CREATE OR REPLACE FUNCTION real_rag_with_genai( rag_input in varchar2) return varchar2
AS
    l_url             VARCHAR2(400) := 'http://olama.meinnetzwerk.com/api/chat';
    req               utl_http.req;
    resp              utl_http.resp;
    body1             VARCHAR2(1000);
    body2             VARCHAR2(1000);
    body3             VARCHAR2(1000);
    body4             VARCHAR2(1000);
    buffer            VARCHAR2(8192);
    long_text         VARCHAR2(32767);
    query_vector      CLOB;
    cursor c1 is SELECT * FROM rag_chunks ORDER BY VECTOR_DISTANCE(CHUNK_EMBEDDING, query_vector, EUCLIDEAN_SQUARED) 
              FETCH FIRST 1 ROWS ONLY WITH TARGET ACCURACY 90; 
BEGIN
   -- defining the right prompt for RAG: specify what data to use and how to answer   
   body1 := '{"model": "llama3.1:latest","messages": [{"role": "system", "content": " '||
   'Your answers should begin with the phrase ''According to the information found in my database''.' || 
   'Please answer the following question only with information given in the provided DOCUMENTS"} ,' ;
   body2 := '{"role": "system", "content": "DOCUMENTS: {{ Not much useful information }} "} , ' ;
   body3 := '{"role": "user",   "content": "'|| rag_input ||'"}],' ;
   body4 :=  '"stream": false, "options": {"use_mmap": true,"use_mlock": true,"num_thread": 8}}';
           
   -- now, take the found chunks from the vector search as input to the genAI enquiry
   SELECT vector_embedding(minilml6_model using rag_input as data) into query_vector;
   long_text := body1||body2 ;
   for row_1 in c1 loop
      long_text := long_text||'{"role": "system", "content": "DOCUMENTS: {{'||replace(row_1.chunk_data,chr(10),' ')||' }} "} , ';
   end loop;
   long_text := long_text||body3||body4;

   -- in case you are behind a proxy, please uncomment the following line after setting the correct proxy address
   -- utl_http.set_proxy('http://username:passwd@192.168.22.33:5678');
   req := utl_http.begin_request(l_url, 'POST', 'HTTP/1.1');
   utl_http.set_header(req, 'Accept', '*/*');
   utl_http.set_header(req, 'Content-Type', 'application/json');
   utl_http.set_header(req, 'Content-Length', length(long_text));
   utl_http.write_text(req, long_text);

   -- now, call the genAI with the users enquiry plus found information
   resp := utl_http.get_response(req);
   BEGIN
      utl_http.read_text(resp, buffer);
   EXCEPTION
      WHEN utl_http.end_of_body THEN
         utl_http.end_response(resp);
   END;
   buffer := json_value (buffer, '$.message.content' returning varchar2);

   return (buffer);
END;
"""

with connection.cursor() as cursor:     
    cursor.execute(sql)
    if cursor.warning :
        print(cursor.warning)
    else :
        print("SQL execution successful")

SQL execution successful


In [47]:
sql="""
select real_rag_with_genai(:suchtext) from dual
"""

with connection.cursor() as cursor:     
    cursor.execute(sql, suchtext=suchtext)
    res, =cursor.fetchone()
    print(res)

According to the information found in my database, yes, men can get breast cancer.
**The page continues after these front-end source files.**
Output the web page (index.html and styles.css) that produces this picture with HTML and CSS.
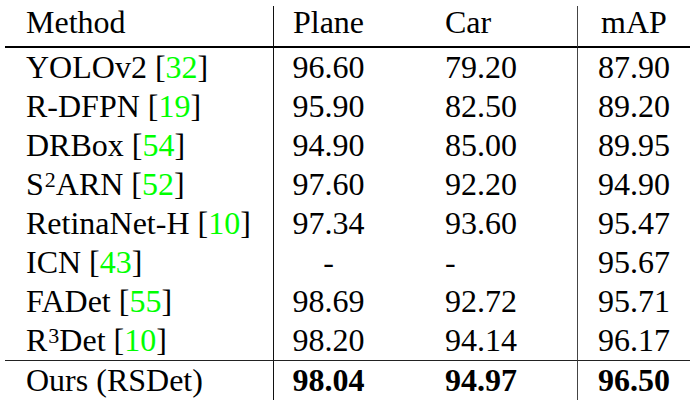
FILE: index.html
```html
<!DOCTYPE html>
<html lang="en">
<head>
  <meta charset="UTF-8">
  <meta name="viewport" content="width=device-width, initial-scale=1.0">
  <title>Results</title>
  <link rel="stylesheet" href="styles.css">
</head>
<body>
  <!-- results table -->
  <table class="results">
    <thead>
      <tr>
        <th class="col-method">Method</th>
        <th class="col-plane">Plane</th>
        <th class="col-car">Car</th>
        <th class="col-map">mAP</th>
      </tr>
    </thead>
    <tbody>
      <tr>
        <td class="col-method">YOLOv2 [<span class="cite">32</span>]</td>
        <td class="col-plane">96.60</td>
        <td class="col-car">79.20</td>
        <td class="col-map">87.90</td>
      </tr>
      <tr>
        <td class="col-method">R-DFPN [<span class="cite">19</span>]</td>
        <td class="col-plane">95.90</td>
        <td class="col-car">82.50</td>
        <td class="col-map">89.20</td>
      </tr>
      <tr>
        <td class="col-method">DRBox [<span class="cite">54</span>]</td>
        <td class="col-plane">94.90</td>
        <td class="col-car">85.00</td>
        <td class="col-map">89.95</td>
      </tr>
      <tr>
        <td class="col-method">S<sup>2</sup>ARN [<span class="cite">52</span>]</td>
        <td class="col-plane">97.60</td>
        <td class="col-car">92.20</td>
        <td class="col-map">94.90</td>
      </tr>
      <tr>
        <td class="col-method">RetinaNet-H [<span class="cite">10</span>]</td>
        <td class="col-plane">97.34</td>
        <td class="col-car">93.60</td>
        <td class="col-map">95.47</td>
      </tr>
      <tr>
        <td class="col-method">ICN [<span class="cite">43</span>]</td>
        <td class="col-plane">-</td>
        <td class="col-car">-</td>
        <td class="col-map">95.67</td>
      </tr>
      <tr>
        <td class="col-method">FADet [<span class="cite">55</span>]</td>
        <td class="col-plane">98.69</td>
        <td class="col-car">92.72</td>
        <td class="col-map">95.71</td>
      </tr>
      <tr>
        <td class="col-method">R<sup>3</sup>Det [<span class="cite">10</span>]</td>
        <td class="col-plane">98.20</td>
        <td class="col-car">94.14</td>
        <td class="col-map">96.17</td>
      </tr>
      <!-- our row -->
      <tr class="ours">
        <td class="col-method">Ours (RSDet)</td>
        <td class="col-plane"><b>98.04</b></td>
        <td class="col-car"><b>94.97</b></td>
        <td class="col-map"><b>96.50</b></td>
      </tr>
    </tbody>
  </table>
</body>
</html>
```

FILE: styles.css
```css
body {
    margin: 6px 0 0 5px;
    background: #fff;
    overflow: hidden;
}

.results {
    border-collapse: separate;
    border-spacing: 0;
    font-family: "Liberation Serif", "Times New Roman", serif;
    font-size: 32px;
    color: #000;
}

.results th,
.results td {
    padding: 0;
    font-weight: normal;
    white-space: nowrap;
}

/* header row */
.results th {
    height: 40px;
    line-height: 32px;
    padding-bottom: 8px;
    box-sizing: border-box;
    border-bottom: 2px solid #000;
    vertical-align: top;
}

.results td {
    height: 39px;
    line-height: 39px;
}

/* columns */
.col-method {
    width: 247px;
    padding-left: 21px !important;
    text-align: left;
}

.col-plane {
    width: 109px;
    text-align: center;
    border-left: 1px solid #111;
}

.col-car {
    width: 132px;
    padding-left: 62px !important;
    text-align: left;
}

.col-map {
    width: 112px;
    text-align: center;
    border-left: 1px solid #444;
}

/* last row */
.ours td {
    border-top: 1px solid #222;
}

.ours b {
    font-weight: bold;
}

.cite {
    color: #00ff00;
}

sup {
    font-size: 22px;
    line-height: 0;
    vertical-align: 8px;
    margin-left: 1px;
}
```
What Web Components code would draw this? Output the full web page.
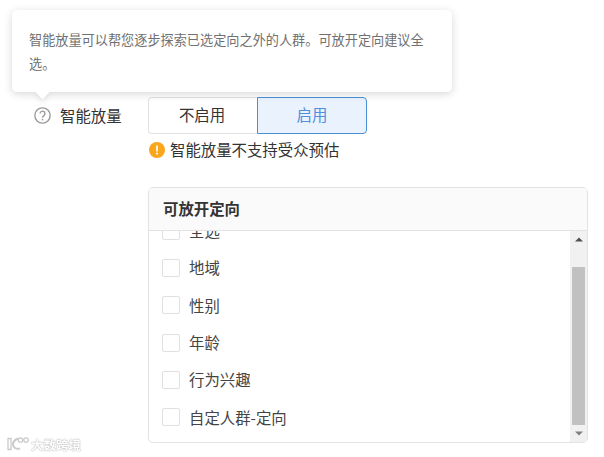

In fact, it's stated that "Breast cancer in men is rare, accounting for less than 1% of breast cancer cases in the US."


## summary

In this notebook, the combination of vector search and generative AI was presented. Documents were stored in the database, divided into text chunks and provided with vector embeddings. With the help of a vector index, relevant text sections could be found efficiently.

The function `rag_with_genai_function` made it possible to retrieve semantically similar document content and supplement it with a Generative AI response. This method provides a powerful solution for answering complex queries by combining the strengths of retrieval and Generative AI.